▼
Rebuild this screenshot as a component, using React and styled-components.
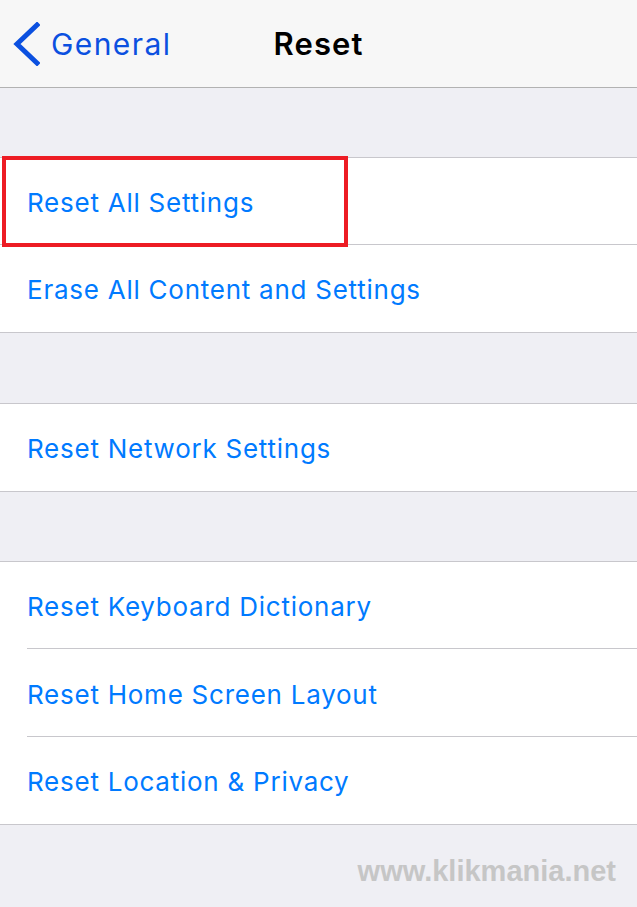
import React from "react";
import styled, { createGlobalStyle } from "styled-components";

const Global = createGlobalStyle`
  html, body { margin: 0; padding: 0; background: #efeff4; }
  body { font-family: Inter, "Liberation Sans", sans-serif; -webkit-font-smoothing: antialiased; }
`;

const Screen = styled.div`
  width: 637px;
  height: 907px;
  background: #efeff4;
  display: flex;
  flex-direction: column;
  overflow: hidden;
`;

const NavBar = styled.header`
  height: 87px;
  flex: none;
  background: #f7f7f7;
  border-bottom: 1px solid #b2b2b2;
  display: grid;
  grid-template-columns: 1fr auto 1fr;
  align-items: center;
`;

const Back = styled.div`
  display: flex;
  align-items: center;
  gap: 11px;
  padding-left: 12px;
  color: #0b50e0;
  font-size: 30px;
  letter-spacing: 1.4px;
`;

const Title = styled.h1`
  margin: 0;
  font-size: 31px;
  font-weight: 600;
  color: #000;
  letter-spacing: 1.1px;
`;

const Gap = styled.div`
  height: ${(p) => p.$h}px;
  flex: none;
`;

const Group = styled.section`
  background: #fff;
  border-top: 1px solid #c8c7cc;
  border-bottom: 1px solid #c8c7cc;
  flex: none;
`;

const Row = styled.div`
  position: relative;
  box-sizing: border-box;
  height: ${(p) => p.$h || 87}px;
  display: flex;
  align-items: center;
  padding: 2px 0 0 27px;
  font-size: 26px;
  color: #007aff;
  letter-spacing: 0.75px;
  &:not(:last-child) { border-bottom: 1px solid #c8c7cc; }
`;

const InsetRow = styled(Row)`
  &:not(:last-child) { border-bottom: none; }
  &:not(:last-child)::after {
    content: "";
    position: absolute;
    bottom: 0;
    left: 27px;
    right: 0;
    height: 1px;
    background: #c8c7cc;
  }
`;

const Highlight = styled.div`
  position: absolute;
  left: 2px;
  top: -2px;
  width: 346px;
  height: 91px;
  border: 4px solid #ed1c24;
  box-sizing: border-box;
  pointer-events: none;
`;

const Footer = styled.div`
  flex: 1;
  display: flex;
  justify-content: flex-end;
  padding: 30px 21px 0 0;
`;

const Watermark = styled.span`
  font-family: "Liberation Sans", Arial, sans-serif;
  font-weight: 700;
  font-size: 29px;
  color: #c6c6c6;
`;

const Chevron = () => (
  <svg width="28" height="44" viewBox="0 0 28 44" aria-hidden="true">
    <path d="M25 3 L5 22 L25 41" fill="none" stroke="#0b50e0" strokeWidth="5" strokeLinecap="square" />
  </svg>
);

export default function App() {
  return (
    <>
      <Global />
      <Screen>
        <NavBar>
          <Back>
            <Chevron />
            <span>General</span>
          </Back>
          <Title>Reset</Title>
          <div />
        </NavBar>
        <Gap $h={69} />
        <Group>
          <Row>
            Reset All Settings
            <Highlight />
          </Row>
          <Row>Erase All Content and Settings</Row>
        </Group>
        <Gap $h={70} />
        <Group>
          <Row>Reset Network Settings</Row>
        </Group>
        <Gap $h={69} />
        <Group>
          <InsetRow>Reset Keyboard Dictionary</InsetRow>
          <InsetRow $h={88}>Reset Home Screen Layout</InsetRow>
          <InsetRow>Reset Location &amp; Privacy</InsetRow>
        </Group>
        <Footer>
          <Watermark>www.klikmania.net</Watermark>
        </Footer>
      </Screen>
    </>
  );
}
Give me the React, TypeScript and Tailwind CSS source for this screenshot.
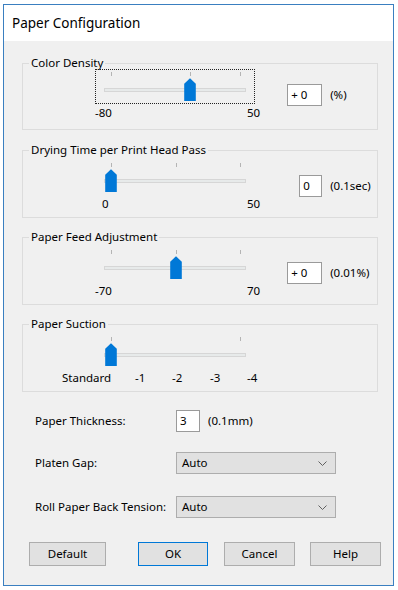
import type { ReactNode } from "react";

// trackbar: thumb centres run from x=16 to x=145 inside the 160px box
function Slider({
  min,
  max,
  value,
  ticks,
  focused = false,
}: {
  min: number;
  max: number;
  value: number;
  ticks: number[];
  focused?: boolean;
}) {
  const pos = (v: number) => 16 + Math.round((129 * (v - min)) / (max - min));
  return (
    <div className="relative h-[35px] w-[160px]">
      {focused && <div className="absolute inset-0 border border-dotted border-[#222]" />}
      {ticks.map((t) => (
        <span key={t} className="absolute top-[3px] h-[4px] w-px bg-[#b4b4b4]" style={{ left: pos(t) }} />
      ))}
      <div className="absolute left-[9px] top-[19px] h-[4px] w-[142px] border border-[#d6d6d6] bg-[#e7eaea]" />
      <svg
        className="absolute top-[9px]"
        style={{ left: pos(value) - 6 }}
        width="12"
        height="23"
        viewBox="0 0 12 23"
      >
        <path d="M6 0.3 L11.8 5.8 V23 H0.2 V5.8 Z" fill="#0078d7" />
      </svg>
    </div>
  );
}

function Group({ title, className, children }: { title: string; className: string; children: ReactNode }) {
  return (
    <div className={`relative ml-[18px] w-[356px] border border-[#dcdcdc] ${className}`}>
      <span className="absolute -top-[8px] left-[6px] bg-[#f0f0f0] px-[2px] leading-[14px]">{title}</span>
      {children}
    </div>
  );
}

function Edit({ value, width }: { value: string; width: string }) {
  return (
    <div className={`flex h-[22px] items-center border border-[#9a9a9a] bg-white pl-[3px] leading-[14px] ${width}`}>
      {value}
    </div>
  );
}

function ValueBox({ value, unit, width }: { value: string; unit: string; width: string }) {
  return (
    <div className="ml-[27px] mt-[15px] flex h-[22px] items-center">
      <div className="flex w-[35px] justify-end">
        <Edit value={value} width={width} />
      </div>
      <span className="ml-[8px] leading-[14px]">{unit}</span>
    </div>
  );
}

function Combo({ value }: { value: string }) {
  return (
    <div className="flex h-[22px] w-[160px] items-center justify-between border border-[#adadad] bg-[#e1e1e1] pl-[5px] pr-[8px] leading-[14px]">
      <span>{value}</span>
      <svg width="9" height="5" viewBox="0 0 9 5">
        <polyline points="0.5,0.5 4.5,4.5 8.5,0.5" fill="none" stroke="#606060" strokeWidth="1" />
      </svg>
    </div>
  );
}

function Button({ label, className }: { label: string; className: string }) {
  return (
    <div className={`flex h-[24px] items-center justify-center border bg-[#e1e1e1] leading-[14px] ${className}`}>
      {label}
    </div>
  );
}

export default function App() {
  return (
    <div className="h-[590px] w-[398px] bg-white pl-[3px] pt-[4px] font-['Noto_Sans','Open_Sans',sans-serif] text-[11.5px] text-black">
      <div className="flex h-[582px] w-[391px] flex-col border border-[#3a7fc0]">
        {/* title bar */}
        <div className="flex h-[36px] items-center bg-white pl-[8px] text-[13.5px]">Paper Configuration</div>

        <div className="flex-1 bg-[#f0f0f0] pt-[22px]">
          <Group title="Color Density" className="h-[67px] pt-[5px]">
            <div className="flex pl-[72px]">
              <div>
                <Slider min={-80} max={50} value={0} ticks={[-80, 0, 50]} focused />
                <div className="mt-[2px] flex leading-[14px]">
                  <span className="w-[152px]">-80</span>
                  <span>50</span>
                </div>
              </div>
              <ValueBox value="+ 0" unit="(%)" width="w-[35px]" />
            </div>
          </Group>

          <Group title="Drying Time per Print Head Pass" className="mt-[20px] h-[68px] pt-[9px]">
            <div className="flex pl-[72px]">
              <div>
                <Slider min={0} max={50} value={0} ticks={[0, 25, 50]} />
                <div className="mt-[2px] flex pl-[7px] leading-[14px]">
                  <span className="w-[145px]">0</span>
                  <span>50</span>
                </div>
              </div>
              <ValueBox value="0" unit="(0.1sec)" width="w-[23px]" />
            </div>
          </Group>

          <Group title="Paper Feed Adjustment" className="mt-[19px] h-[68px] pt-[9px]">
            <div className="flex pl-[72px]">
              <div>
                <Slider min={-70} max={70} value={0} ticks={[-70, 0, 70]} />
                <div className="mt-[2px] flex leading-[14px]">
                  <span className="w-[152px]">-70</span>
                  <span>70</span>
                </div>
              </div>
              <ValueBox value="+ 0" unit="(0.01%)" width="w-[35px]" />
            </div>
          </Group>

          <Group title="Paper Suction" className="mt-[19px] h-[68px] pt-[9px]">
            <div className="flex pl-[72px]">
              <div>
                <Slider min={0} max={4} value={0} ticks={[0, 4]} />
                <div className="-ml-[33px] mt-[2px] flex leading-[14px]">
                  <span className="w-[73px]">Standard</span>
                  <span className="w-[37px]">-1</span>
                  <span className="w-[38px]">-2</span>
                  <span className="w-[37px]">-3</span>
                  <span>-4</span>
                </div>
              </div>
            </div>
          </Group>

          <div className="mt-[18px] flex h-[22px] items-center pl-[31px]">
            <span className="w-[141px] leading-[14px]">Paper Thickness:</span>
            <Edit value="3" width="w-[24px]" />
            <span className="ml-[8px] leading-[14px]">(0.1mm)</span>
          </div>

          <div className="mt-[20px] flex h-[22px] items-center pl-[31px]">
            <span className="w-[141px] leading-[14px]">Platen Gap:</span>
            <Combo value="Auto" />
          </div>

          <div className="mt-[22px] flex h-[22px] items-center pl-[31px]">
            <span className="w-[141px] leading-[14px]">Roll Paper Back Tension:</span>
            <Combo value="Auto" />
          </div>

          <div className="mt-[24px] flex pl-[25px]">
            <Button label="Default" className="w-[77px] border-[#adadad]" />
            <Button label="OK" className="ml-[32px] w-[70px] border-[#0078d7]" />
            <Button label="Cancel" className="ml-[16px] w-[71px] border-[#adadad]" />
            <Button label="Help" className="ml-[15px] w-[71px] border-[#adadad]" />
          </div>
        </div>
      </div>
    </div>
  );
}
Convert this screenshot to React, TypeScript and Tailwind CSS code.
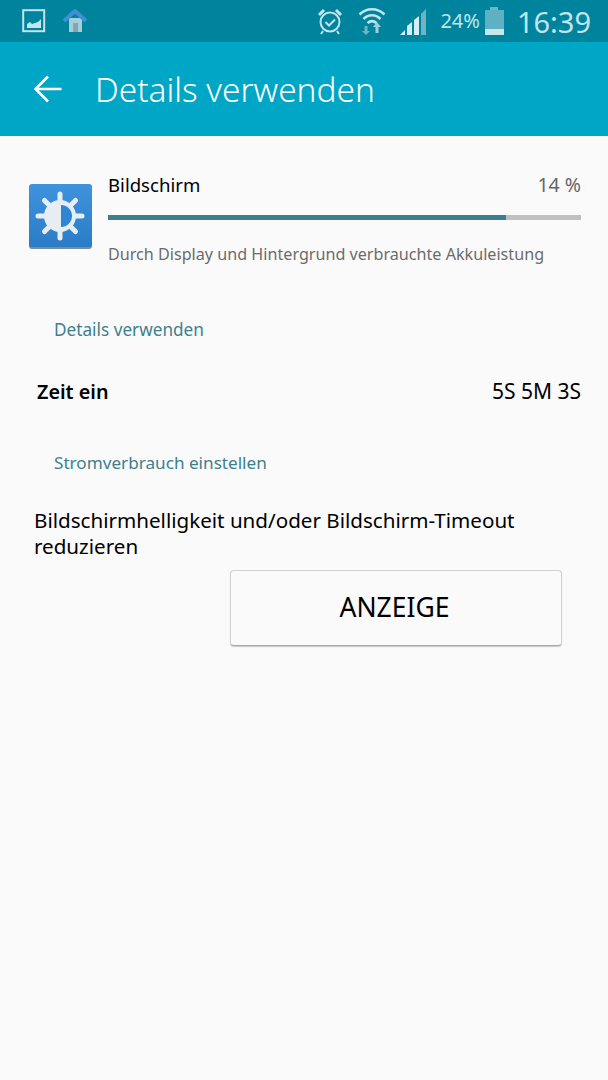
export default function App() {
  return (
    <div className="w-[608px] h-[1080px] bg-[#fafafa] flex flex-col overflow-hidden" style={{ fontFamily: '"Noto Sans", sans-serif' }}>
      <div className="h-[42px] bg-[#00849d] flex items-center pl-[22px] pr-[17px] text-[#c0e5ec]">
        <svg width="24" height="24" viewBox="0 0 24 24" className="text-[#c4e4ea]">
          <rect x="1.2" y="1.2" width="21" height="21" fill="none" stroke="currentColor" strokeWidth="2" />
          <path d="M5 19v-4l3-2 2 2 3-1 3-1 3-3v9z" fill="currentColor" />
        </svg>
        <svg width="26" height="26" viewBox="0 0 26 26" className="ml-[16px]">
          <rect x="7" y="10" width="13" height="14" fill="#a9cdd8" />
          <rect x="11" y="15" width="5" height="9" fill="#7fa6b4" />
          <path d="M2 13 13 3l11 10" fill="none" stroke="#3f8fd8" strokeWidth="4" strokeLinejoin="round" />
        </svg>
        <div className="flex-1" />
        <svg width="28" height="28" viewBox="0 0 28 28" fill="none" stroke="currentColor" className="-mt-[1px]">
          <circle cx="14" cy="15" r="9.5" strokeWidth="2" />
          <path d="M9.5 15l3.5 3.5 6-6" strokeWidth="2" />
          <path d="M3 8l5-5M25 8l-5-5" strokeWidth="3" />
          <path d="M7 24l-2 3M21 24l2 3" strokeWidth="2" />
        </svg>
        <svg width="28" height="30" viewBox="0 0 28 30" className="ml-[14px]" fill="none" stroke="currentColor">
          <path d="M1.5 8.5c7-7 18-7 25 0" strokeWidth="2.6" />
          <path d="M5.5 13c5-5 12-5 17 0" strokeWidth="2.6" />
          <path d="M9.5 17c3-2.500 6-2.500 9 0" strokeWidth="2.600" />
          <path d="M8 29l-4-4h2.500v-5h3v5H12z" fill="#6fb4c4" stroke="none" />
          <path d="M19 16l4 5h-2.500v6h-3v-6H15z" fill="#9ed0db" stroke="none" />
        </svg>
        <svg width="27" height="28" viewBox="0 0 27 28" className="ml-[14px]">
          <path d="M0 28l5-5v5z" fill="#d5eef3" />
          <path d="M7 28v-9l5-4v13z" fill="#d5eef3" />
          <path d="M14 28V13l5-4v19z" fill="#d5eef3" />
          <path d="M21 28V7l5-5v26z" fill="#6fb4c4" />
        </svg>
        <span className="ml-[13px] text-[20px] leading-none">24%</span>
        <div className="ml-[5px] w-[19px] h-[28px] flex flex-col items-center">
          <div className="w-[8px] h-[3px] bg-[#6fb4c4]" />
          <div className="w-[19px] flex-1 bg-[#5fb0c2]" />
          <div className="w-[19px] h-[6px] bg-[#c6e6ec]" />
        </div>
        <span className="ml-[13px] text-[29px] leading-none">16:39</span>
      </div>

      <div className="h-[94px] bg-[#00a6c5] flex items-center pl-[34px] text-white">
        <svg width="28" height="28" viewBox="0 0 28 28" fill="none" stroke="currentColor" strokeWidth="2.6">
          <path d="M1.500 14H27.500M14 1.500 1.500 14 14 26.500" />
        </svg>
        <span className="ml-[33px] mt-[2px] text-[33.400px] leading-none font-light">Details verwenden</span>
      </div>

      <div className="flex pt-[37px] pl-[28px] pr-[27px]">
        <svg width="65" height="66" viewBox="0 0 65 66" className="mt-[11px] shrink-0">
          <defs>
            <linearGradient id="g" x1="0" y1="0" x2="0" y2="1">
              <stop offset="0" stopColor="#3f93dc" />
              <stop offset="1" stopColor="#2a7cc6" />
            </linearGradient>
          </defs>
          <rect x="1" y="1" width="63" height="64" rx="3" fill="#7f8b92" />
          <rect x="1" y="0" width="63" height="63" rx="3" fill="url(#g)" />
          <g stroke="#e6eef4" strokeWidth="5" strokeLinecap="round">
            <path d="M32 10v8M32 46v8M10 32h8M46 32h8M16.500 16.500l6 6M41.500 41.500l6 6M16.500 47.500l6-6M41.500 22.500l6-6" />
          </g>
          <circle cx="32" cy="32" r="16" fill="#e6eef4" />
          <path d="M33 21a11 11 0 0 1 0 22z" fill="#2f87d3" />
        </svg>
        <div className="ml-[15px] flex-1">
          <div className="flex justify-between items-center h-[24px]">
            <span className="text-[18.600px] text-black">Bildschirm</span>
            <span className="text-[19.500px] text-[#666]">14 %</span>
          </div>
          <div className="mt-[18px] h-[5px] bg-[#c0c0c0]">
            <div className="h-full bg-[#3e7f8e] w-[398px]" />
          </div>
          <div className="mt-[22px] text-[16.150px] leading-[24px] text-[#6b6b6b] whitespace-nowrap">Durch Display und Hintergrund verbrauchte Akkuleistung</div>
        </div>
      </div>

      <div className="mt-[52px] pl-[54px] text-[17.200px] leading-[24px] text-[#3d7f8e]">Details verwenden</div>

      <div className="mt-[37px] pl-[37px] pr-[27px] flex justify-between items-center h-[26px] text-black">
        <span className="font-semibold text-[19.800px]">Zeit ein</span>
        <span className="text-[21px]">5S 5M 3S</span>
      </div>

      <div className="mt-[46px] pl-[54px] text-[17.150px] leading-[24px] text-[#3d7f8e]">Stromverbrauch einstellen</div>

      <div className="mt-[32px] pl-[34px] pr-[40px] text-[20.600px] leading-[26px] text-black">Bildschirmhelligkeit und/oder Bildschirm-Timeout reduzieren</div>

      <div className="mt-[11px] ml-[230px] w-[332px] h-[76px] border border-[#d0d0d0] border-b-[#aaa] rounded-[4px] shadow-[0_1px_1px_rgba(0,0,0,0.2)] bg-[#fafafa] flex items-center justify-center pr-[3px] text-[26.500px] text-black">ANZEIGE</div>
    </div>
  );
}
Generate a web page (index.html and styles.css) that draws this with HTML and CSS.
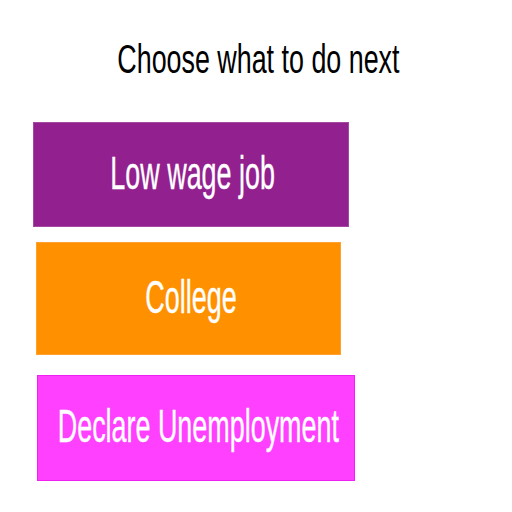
▲
Requirement:
Using the listing above, gather each line that holds the string "TypeScript" and copy it.

The reply:
Give me the React, TypeScript and Tailwind CSS source for this screenshot.
Convert this screenshot to React, TypeScript and Tailwind CSS code.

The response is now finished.